Keputusan Munas NU untuk melaksanakan Muktamar pada bulan Desember 2021 membuat suasana menjadi hangat. Muncul nama-nama kandidat yang bertebaran di publik. Bagaimana kita sebaiknya menyikapinya?
Ada dua posisi yang akan ditentukan dalam Muktamar, yaitu Rais Am pada level Syuriaah dan Ketua Umum pada level Tanfidziyah. Rais Am adalah pemimpin tertinggi NU. Biasanya diamanahkan kepada ulama sepuh yang ahli fiqh, yang mengayomi dan menjadi teladan sikap dan tutur katanya.
Biasanya para ulama sepuh akan rebutan menolak posisi ini, karena sadar sepenuhnya betapa berat menempati maqam ini. Terkenal dialog para kiai sepuh yang saling menolak. Kiai As’ad mengatakan “jikalau Malaikat Jibril turun dari langit meminta saya menjadi Rais Am, saya pun akan menolaknya”.
Kiai As’ad lantas mengusulkan Kiai Mahrus. Pengasuh Ponpes Lirboyo ini juga menolaknya: “Jangankan Malaikat Jibril, kalaupun Malaikat Izrail turun dan memaksa saya, saya tetap tidak bersedia!”
Akhirnya disepakati yang terpilih adalah Kiai Ali Maksum dari Krapyak, yang justru tidak hadir dalam pertemuan. Gus Mus berkisah bagaimana seharian beliau duduk bersimpuh tak bergerak di luar kamar Kiai Ali Maksum menunggu kesediaan Sang Kiai. Pada akhirnya Sang Kiai keluar kamar menyetujui penunjukkan itu dengan berurai mata.
Gus Mus terkena ‘karma’ peristiwa ini. Giliran beliau di Muktamar Jombang yang terpilih oleh 9 Kiai sepuh (AHWA). Namun beda dengan gurunya, beliau malah tetap kukuh menolak, sehingga para ulama mengalihkan amanah itu kepada KH Ma’ruf Amin.

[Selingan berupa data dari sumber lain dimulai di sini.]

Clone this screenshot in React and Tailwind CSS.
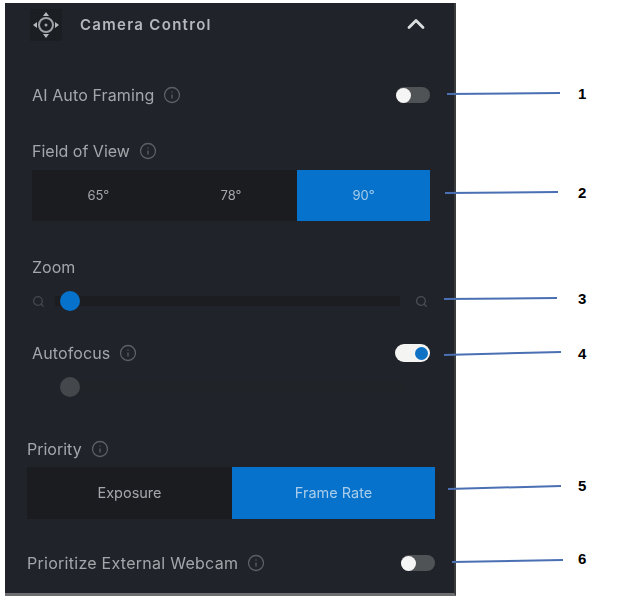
import React from "react";
import { Info, Search, ChevronUp } from "lucide-react";

const font = "font-['Inter','Liberation_Sans',sans-serif]";

function InfoIcon() {
  return <Info size={18} strokeWidth={1.7} className="ml-[9px] shrink-0 text-[#5c6064]" />;
}

function Label({ text, tracking = "tracking-[0.12px]" }) {
  return (
    <div className="flex items-center">
      <span className={`text-[16px] leading-6 text-[#a3a7ab] ${tracking}`}>{text}</span>
      <InfoIcon />
    </div>
  );
}

function Toggle({ on }) {
  if (on) {
    return (
      <div className="w-[35px] h-[18px] rounded-full bg-[#f4f4f2] flex items-center justify-end pr-[2px]">
        <div className="w-[13px] h-[13px] rounded-full bg-[#0e72c4]" />
      </div>
    );
  }
  return (
    <div className="w-[34px] h-[16px] rounded-full bg-[#505356] flex items-center">
      <div className="w-[15px] h-[15px] rounded-full bg-[#f5f5f5]" />
    </div>
  );
}

function Segments({ options, active, cols, height, size }) {
  return (
    <div className={`grid ${cols} ${height} ${size} bg-[#1a1c20] text-[#a4a8ac]`}>
      {options.map((o) => (
        <div
          key={o}
          className={`flex items-center justify-center ${o === active ? "bg-[#0672cb] text-[#a9cdea]" : ""}`}
        >
          {o}
        </div>
      ))}
    </div>
  );
}

function Slider({ disabled }) {
  return (
    <div className="relative h-5 flex items-center">
      {disabled ? (
        <div className="ml-[28px] w-[345px] h-[10px] bg-[#202327]" />
      ) : (
        <>
          <Search size={13} strokeWidth={2.4} className="text-[#44474b]" />
          <div className="ml-[10px] w-[345px] h-[10px] bg-[#1b1d21]" />
          <Search size={13} strokeWidth={2.4} className="ml-[15px] text-[#4b4e52]" />
        </>
      )}
      <div
        className={`absolute left-[28px] top-0 w-5 h-5 rounded-full ${disabled ? "bg-[#44474b]" : "bg-[#0672cb]"}`}
      />
    </div>
  );
}

const callouts = [
  { n: 1, x1: 447, y1: 94, x2: 560, y2: 93, y: 93 },
  { n: 2, x1: 445, y1: 193, x2: 558, y2: 192, y: 192 },
  { n: 3, x1: 444, y1: 299, x2: 557, y2: 298, y: 298 },
  { n: 4, x1: 444, y1: 355, x2: 561, y2: 352, y: 353 },
  { n: 5, x1: 448, y1: 489, x2: 561, y2: 486, y: 485 },
  { n: 6, x1: 452, y1: 562, x2: 563, y2: 560, y: 558 },
];

export default function App() {
  return (
    <div className={`relative w-[642px] h-[602px] bg-white overflow-hidden pt-[3px] pl-[5px] ${font}`}>
      {/* panel */}
      <div className="w-[451px] h-[593px] blur-[0.5px] bg-[#20242a] border-r-2 border-b-[3px] border-r-[#3a3c3e] border-b-[#6c6d6e] pl-[22px] pr-[19px] flex flex-col">
        {/* header */}
        <div className="h-[44px] flex items-center shrink-0">
          <div className="w-[32px] h-[32px] ml-[3px] flex items-center justify-center bg-[#1b1e23]">
            <svg width="30" height="30" viewBox="0 0 30 30" fill="none">
              <circle cx="15" cy="15" r="7" stroke="#9ea2a6" strokeWidth="2" />
              <path d="M15 2l-3 4h6zM15 28l-3-4h6zM2 15l4-3v6zM28 15l-4-3v6z" fill="#b4b8bc" />
              <circle cx="15" cy="15" r="1.5" fill="#9ea2a6" />
            </svg>
          </div>
          <span className="ml-[18px] text-[15px] font-semibold tracking-[1.3px] text-[#b4b8bc]">Camera Control</span>
          <ChevronUp size={28} strokeWidth={2.4} className="ml-auto mr-[5px] mb-[2px] text-[#dcdedf]" />
        </div>

        <div className="px-[5px]">
          <div className="mt-[36px] h-6 flex items-center justify-between">
            <Label text="AI Auto Framing" />
            <Toggle />
          </div>
          <div className="mt-[32px] h-6">
            <Label text="Field of View" tracking="tracking-normal" />
          </div>
          <div className="mt-[7px]">
            <Segments options={["65°", "78°", "90°"]} active="90°" cols="grid-cols-3" height="h-[51px]" size="text-[13px]" />
          </div>
          <div className="mt-[34px] h-6">
            <span className="text-[16px] leading-6 text-[#a3a7ab]">Zoom</span>
          </div>
          <div className="mt-3">
            <Slider />
          </div>
          <div className="mt-[30px] h-6 flex items-center justify-between">
            <Label text="Autofocus" />
            <Toggle on />
          </div>
          <div className="mt-3">
            <Slider disabled />
          </div>
        </div>

        <div className="mt-[40px] h-6">
          <Label text="Priority" tracking="tracking-normal" />
        </div>
        <div className="mt-[6px]">
          <Segments options={["Exposure", "Frame Rate"]} active="Frame Rate" cols="grid-cols-[205px_203px]" height="h-[52px]" size="text-[14.5px]" />
        </div>
        <div className="mt-[32px] h-6 flex items-center justify-between">
          <Label text="Prioritize External Webcam" tracking="tracking-[0.27px]" />
          <Toggle />
        </div>
      </div>

      {/* callout lines and numbers */}
      <svg className="absolute left-0 top-0" width="642" height="602" fill="none">
        {callouts.map((c) => (
          <line key={c.n} x1={c.x1} y1={c.y1} x2={c.x2} y2={c.y2} stroke="#4a6fb3" strokeWidth="2" />
        ))}
      </svg>
      {callouts.map((c) => (
        <span
          key={c.n}
          className="absolute left-[578px] -translate-y-1/2 text-[15px] font-bold leading-none text-black font-['Liberation_Sans',sans-serif]"
          style={{ top: c.y }}
        >
          {c.n}
        </span>
      ))}
    </div>
  );
}
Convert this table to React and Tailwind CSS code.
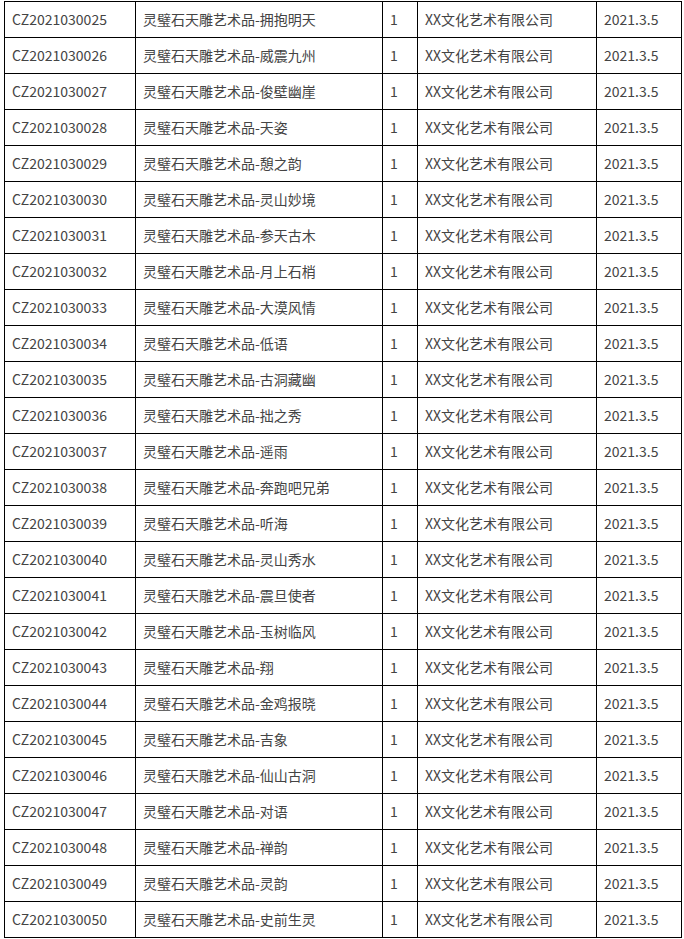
const NAMES = [
  "拥抱明天", "威震九州", "俊壁幽崖", "天姿", "憩之韵", "灵山妙境", "参天古木", "月上石梢",
  "大漠风情", "低语", "古洞藏幽", "拙之秀", "遥雨", "奔跑吧兄弟", "听海", "灵山秀水",
  "震旦使者", "玉树临风", "翔", "金鸡报晓", "吉象", "仙山古洞", "对语", "禅韵", "灵韵", "史前生灵",
];

const rows = NAMES.map((n, i) => ({
  code: "CZ20210300" + String(25 + i).padStart(2, "0"),
  name: "灵璧石天雕艺术品-" + n,
}));

export default function App() {
  return (
    <div className="bg-white w-[684px] h-[939px] overflow-hidden pt-px pl-1">
      <table
        className="table-fixed border-collapse text-[14px] text-[#444] w-[677px]"
        style={{ fontFamily: '"Noto Sans CJK SC", "Noto Sans", sans-serif' }}
      >
        <colgroup>
          <col className="w-[131px]" />
          <col className="w-[247px]" />
          <col className="w-[35px]" />
          <col className="w-[179px]" />
          <col className="w-[85px]" />
        </colgroup>
        <tbody>
          {rows.map((r) => (
            <tr key={r.code} className="h-[36px]">
              <td className="border border-black px-[7px] py-0 align-middle whitespace-nowrap">{r.code}</td>
              <td className="border border-black px-[7px] py-0 align-middle whitespace-nowrap">{r.name}</td>
              <td className="border border-black px-[7px] py-0 align-middle">1</td>
              <td className="border border-black px-[7px] py-0 align-middle whitespace-nowrap">XX文化艺术有限公司</td>
              <td className="border border-black px-[7px] py-0 align-middle whitespace-nowrap">2021.3.5</td>
            </tr>
          ))}
        </tbody>
      </table>
    </div>
  );
}
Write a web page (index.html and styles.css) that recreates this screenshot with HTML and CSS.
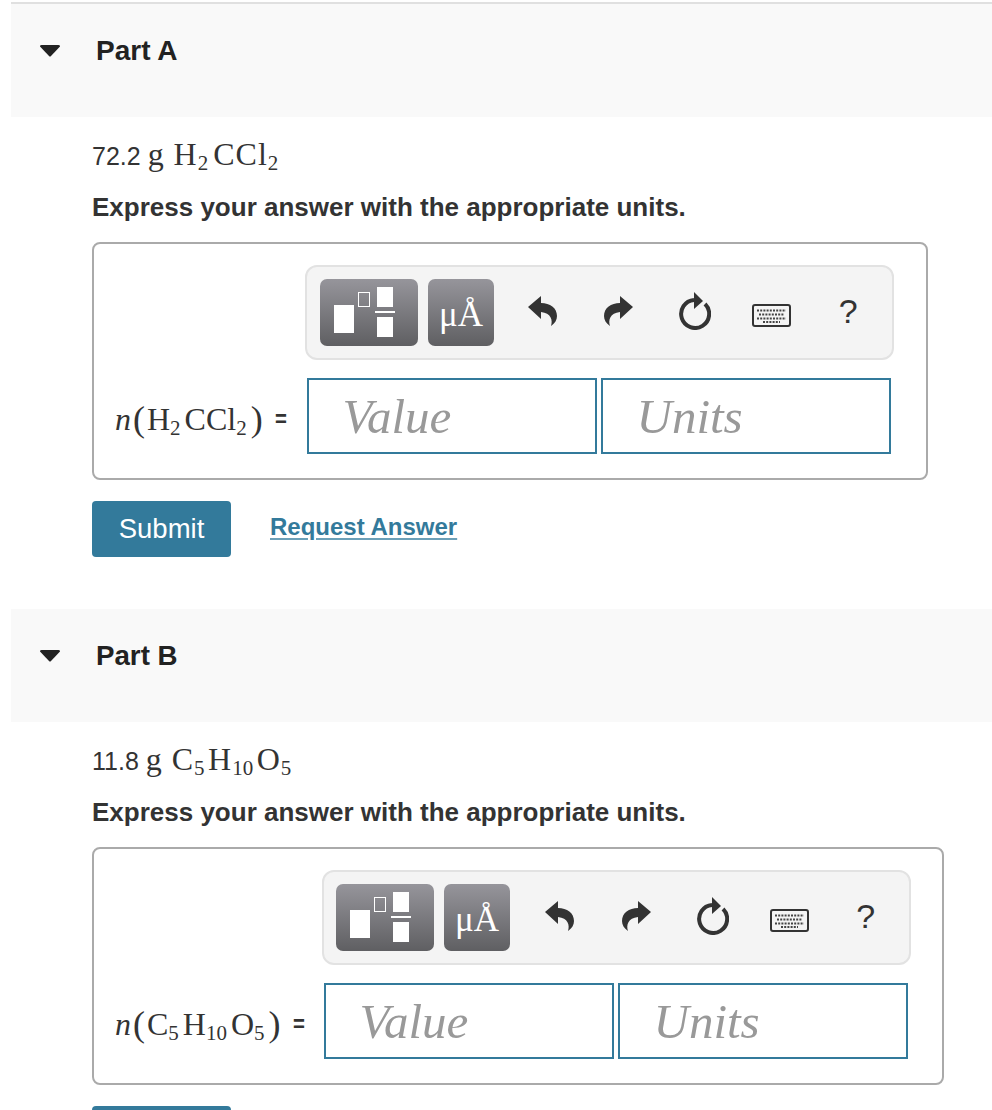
FILE: index.html
```html
<!DOCTYPE html>
<html lang="en">
<head>
<meta charset="utf-8">
<title>Parts</title>
<link rel="stylesheet" href="styles.css">
</head>
<body>
<main class="page">
  <section class="part part-a">
    <header class="part-head">
      <svg class="caret" width="22" height="12" viewBox="0 0 22 12"><path d="M1 1.5 Q0.5 0 2.5 0 H19.5 Q21.5 0 21 1.5 L12 11 Q11 12 10 11 Z"/></svg>
      <h2 class="part-title">Part A</h2>
    </header>
    <div class="part-body">
      <p class="problem"><span class="num">72.2</span> <span class="m">g</span> <span class="m h">H<sub>2</sub></span><span class="m">CCl<sub>2</sub></span></p>
      <p class="hint">Express your answer with the appropriate units.</p>
      <div class="answer answer-a">
        <div class="spacer"></div>
        <div class="toolbar">
          <button class="tbtn tbtn-tpl" type="button" aria-label="Templates">
            <svg width="98" height="66" viewBox="0 0 98 66"><rect x="14" y="25" width="20" height="28" fill="#fff"/><rect x="38.5" y="12.5" width="11" height="14" fill="none" stroke="#fff"/><rect x="57" y="7" width="16" height="20" fill="#fff"/><rect x="55" y="31" width="20" height="2" fill="#fff"/><rect x="57" y="37" width="16" height="20" fill="#fff"/></svg>
          </button>
          <button class="tbtn tbtn-sym" type="button">μÅ</button>
          <span class="tool"><svg width="29" height="31" viewBox="0 0 29 31"><path d="M0 12 L13 1 V8 C22 8 29 13 29 21 C29 25 27 28 23 31 C25 25 23 18 13 17 V24 Z"/></svg></span>
          <span class="tool"><svg width="29" height="31" viewBox="0 0 29 31"><path d="M29 12 L16 1 V8 C7 8 0 13 0 21 C0 25 2 28 6 31 C4 25 6 18 16 17 V24 Z"/></svg></span>
          <span class="tool"><svg width="32" height="38" viewBox="0 0 32 38"><path d="M15 8 A14 14 0 1 0 26 12" fill="none" stroke="#333" stroke-width="4"/><path d="M15 0 L24 9 L15 17 Z"/></svg></span>
          <span class="tool tool-kbd"><svg width="39" height="23" viewBox="0 0 39 23"><rect x="1" y="1" width="37" height="21" rx="2" fill="#f4f4f4" stroke="#333" stroke-width="2"/><path d="M5 6.500 H34 M7 10.500 H32 M5 14.500 H34 M11 18 H28" fill="none" stroke="#444" stroke-width="2" stroke-dasharray="2 1.200"/></svg></span>
          <span class="tool tool-help">?</span>
        </div>
        <div class="label"><span class="m i">n</span><span class="m paren">(</span><span class="m h">H<sub>2</sub></span><span class="m">CCl<sub>2</sub></span><span class="m paren paren-r">)</span><span class="eq">=</span></div>
        <div class="fields">
          <div class="field"><span class="ph">Value</span></div>
          <div class="field"><span class="ph">Units</span></div>
        </div>
      </div>
      <div class="actions">
        <button class="submit" type="button">Submit</button>
        <a class="request" href="#">Request Answer</a>
      </div>
    </div>
  </section>

  <section class="part part-b">
    <header class="part-head">
      <svg class="caret" width="22" height="12" viewBox="0 0 22 12"><path d="M1 1.5 Q0.5 0 2.5 0 H19.5 Q21.5 0 21 1.5 L12 11 Q11 12 10 11 Z"/></svg>
      <h2 class="part-title">Part B</h2>
    </header>
    <div class="part-body">
      <p class="problem"><span class="num">11.8</span> <span class="m">g</span> <span class="m h">C<sub>5</sub></span><span class="m h">H<sub>10</sub></span><span class="m">O<sub>5</sub></span></p>
      <p class="hint">Express your answer with the appropriate units.</p>
      <div class="answer answer-b">
        <div class="spacer"></div>
        <div class="toolbar">
          <button class="tbtn tbtn-tpl" type="button" aria-label="Templates">
            <svg width="98" height="66" viewBox="0 0 98 66"><rect x="14" y="25" width="20" height="28" fill="#fff"/><rect x="38.5" y="12.5" width="11" height="14" fill="none" stroke="#fff"/><rect x="57" y="7" width="16" height="20" fill="#fff"/><rect x="55" y="31" width="20" height="2" fill="#fff"/><rect x="57" y="37" width="16" height="20" fill="#fff"/></svg>
          </button>
          <button class="tbtn tbtn-sym" type="button">μÅ</button>
          <span class="tool"><svg width="29" height="31" viewBox="0 0 29 31"><path d="M0 12 L13 1 V8 C22 8 29 13 29 21 C29 25 27 28 23 31 C25 25 23 18 13 17 V24 Z"/></svg></span>
          <span class="tool"><svg width="29" height="31" viewBox="0 0 29 31"><path d="M29 12 L16 1 V8 C7 8 0 13 0 21 C0 25 2 28 6 31 C4 25 6 18 16 17 V24 Z"/></svg></span>
          <span class="tool"><svg width="32" height="38" viewBox="0 0 32 38"><path d="M15 8 A14 14 0 1 0 26 12" fill="none" stroke="#333" stroke-width="4"/><path d="M15 0 L24 9 L15 17 Z"/></svg></span>
          <span class="tool tool-kbd"><svg width="39" height="23" viewBox="0 0 39 23"><rect x="1" y="1" width="37" height="21" rx="2" fill="#f4f4f4" stroke="#333" stroke-width="2"/><path d="M5 6.500 H34 M7 10.500 H32 M5 14.500 H34 M11 18 H28" fill="none" stroke="#444" stroke-width="2" stroke-dasharray="2 1.200"/></svg></span>
          <span class="tool tool-help">?</span>
        </div>
        <div class="label"><span class="m i">n</span><span class="m paren">(</span><span class="m h">C<sub>5</sub></span><span class="m h">H<sub>10</sub></span><span class="m">O<sub>5</sub></span><span class="m paren paren-r">)</span><span class="eq">=</span></div>
        <div class="fields">
          <div class="field"><span class="ph">Value</span></div>
          <div class="field"><span class="ph">Units</span></div>
        </div>
      </div>
      <div class="actions">
        <button class="submit" type="button" aria-label="Submit"></button>
      </div>
    </div>
  </section>
</main>
</body>
</html>
```
FILE: styles.css
```css
* { box-sizing: border-box; }
html, body { margin: 0; height: 100%; overflow: hidden; background: #fff; }
body { font-family: "Liberation Sans", Arial, sans-serif; color: #333; }
.page { padding: 2px 0 0 11px; }

.part-head {
  height: 113px;
  background: #f9f9f9;
  display: flex;
  align-items: flex-start;
}
.part-a .part-head { height: 115px; border-top: 2px solid #e0e0e0; }
.part-b { margin-top: 52px; }
.caret { fill: #222; margin: 41px 0 0 28px; flex: none; }
.part-title {
  margin: 27px 0 0 35px;
  font-size: 28px;
  line-height: 40px;
  font-weight: 700;
  color: #222;
}
.part-b .part-title { font-size: 27.700px; }

.part-body { padding: 19px 0 0 81px; }
.problem {
  margin: 0;
  height: 36px;
  font-size: 25px;
  line-height: 36px;
  color: #333;
  white-space: nowrap;
}
.m {
  font-family: "Liberation Serif", "Times New Roman", serif;
  font-size: 32px;
  letter-spacing: 1px;
}
.m sub { font-size: 21px; line-height: 0; vertical-align: -5px; letter-spacing: 0; }
.problem .m:nth-child(2) { margin-right: 2px; }
.h { margin-right: 5px; }
.part-b .problem .h { margin-right: 3.500px; }
.i { font-style: italic; }
.hint {
  margin: 17px 0 0;
  font-size: 26px;
  line-height: 36px;
  font-weight: 700;
  color: #333;
  white-space: nowrap;
}

.answer {
  margin-top: 17px;
  height: 238px;
  border: 2px solid #aaa;
  border-radius: 8px;
  display: grid;
  grid-template-rows: 95px 76px;
  row-gap: 18px;
  padding-top: 21px;
  align-content: start;
}
.answer-a { width: 836px; grid-template-columns: 211px 589px; }
.answer-b { width: 852px; grid-template-columns: 228px 589px; }

.toolbar {
  background: #f4f4f4;
  border: 2px solid #e2e2e2;
  border-radius: 12px;
  padding: 12px 0 0 13px;
  display: flex;
  align-items: flex-start;
  gap: 10px;
}
.answer-b .toolbar { padding-left: 12px; }
.answer-b .tbtn-sym { margin-right: 1.500px; }
.tbtn {
  height: 67px;
  padding: 0;
  border: 0;
  border-radius: 7px;
  background: linear-gradient(#96959b, #5f5f62);
  color: #fff;
  flex: none;
}
.tbtn svg { display: block; }
.tbtn-tpl { width: 98px; }
.tbtn-sym {
  width: 66px;
  font-family: "Liberation Serif", serif;
  font-size: 35px;
  line-height: 72px;
}
.tool {
  width: 76.500px;
  height: 67px;
  padding-bottom: 4px;
  display: flex;
  align-items: center;
  justify-content: center;
  flex: none;
  margin-right: -10px;
  fill: #333;
}
.tool-kbd { padding: 5px 0 0; }
.tool-help { font-size: 34px; color: #333; padding-bottom: 2px; }

.label {
  grid-column: 1;
  grid-row: 2;
  display: flex;
  align-items: center;
  padding: 6px 0 0 21px;
  white-space: nowrap;
  color: #333;
}
.label .m { font-size: 32px; letter-spacing: 0; }
.label .i { margin-right: 2px; }
.label .paren { font-size: 36px; margin: 0 2px 0 0; }
.label .paren-r { margin: 0 0 0 4px; }
.label .h { margin-right: 4px; }
.eq { font-size: 24px; margin-left: 11px; font-weight: 700; transform: scaleX(.85); }

.fields {
  grid-column: 2;
  grid-row: 2;
  margin-left: 2px;
  display: flex;
  gap: 4px;
}
.field {
  width: 290px;
  height: 76px;
  border: 2px solid #337a9b;
  padding-left: 33.500px;
  display: flex;
  align-items: center;
}
.ph {
  font-family: "Liberation Serif", serif;
  font-style: italic;
  font-size: 49px;
  color: #999;
}

.actions {
  margin-top: 21px;
  display: flex;
  align-items: flex-start;
  gap: 39px;
}
.submit {
  width: 139px;
  height: 56px;
  padding: 0;
  border: 0;
  border-radius: 4px;
  background: #337a9b;
  color: #fff;
  font-family: "Liberation Sans", Arial, sans-serif;
  font-size: 27.500px;
}
.request {
  margin-top: 10px;
  font-size: 24px;
  line-height: 32px;
  font-weight: 700;
  color: #337a9b;
  text-decoration: underline;
  text-underline-offset: 3px;
  text-decoration-thickness: 2px;
  text-decoration-color: #6ba0b8;
}
```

Intinya adalah para ulama sepuh dan para Kiai dari jajaran Syuriah yang tahu siapa yang lebih pantas menjadi Rais Am. Akan terasa aneh kalau di luar itu ada yang sibuk dukung sana-sini seolah membenturkan para Kiai sepuh. Rais Am itu bukan sekadar pimpinan para ulama, tapi pemimpin spiritual dan faqih sekaligus. Posisi ini tidak untuk diperebutkan. Tidak ada kompetisi. Serahkan pada Kiai sepuh untuk menentukan dengan kearifan dan kejernihan para Kiai.
Bagaimana dengan posisi Ketum Tanfidziyah? Karena usulan agar posisi ini juga dipilih AHWA telah ditolak di Munas, maka kemungkinan besar akan terjadi pemilihan dan kontestasi dari para kandidat merebut suara muktamirin.
Namun demikian, spiritnya tetap harus sama. Sebagai pelaksana kebijakan para ulama Syuriyah, maka posisi Tanfidziyah tidak berdiri sendiri. Posisi ini adalah kepanjangan tangan para ulama. Posisi ini adalah pelayan ulama sekaligus pelayan umat. Ini juga bukan posisi yang main-main.
Untuk itu, meski kelak pemilihannya berdasarkan voting dari suara wilayah dan cabang, tidak boleh ajang Muktamar seolah menjadi pilpres dimana incumbent berkontestasi dengan penantangnya. Para kandidat tidak perlu mengerahkan timses atau pakai buzzer di medsos. Na’udzubillah. Mau jadi pelayan ulama dan umat saja kok rebutan? Para kandidat juga tidak perlu sahut-sahutan di media. Jangan mau digoreng sana-sini dan diframing macam-macam, seperti layaknya Pilpres. Marwah Muktamar NU harus dijaga.
Warga Nahdliyin juga jangan mau dibuat polarisasi mendukung kandidat A dan menolak kandidat B. Atau sebaliknya. Boleh dukung tapi jangan mutung. Biasanya di NU itu yang kepengen banget malah gak jadi. Adab harus dijaga. Kedepankan maslahat, bukan muslihat. Mari kita buat suasana adem.
Mari kita menuju Muktamar dengan gembira dan penuh persaudaraan. Siapa tahu kelak Malaikat Jibril dan Izrail pun bergumam: “Tanpa perlu kami turun ke arena Muktamar pun, suasana Muktamar sudah sejuk dan muktamirin memilih yang terbaik.” Insya Allah bi idznillah.
Mudah untuk dibayangkan, tapi juga tidak mustahil untuk diwujudkan, bukan?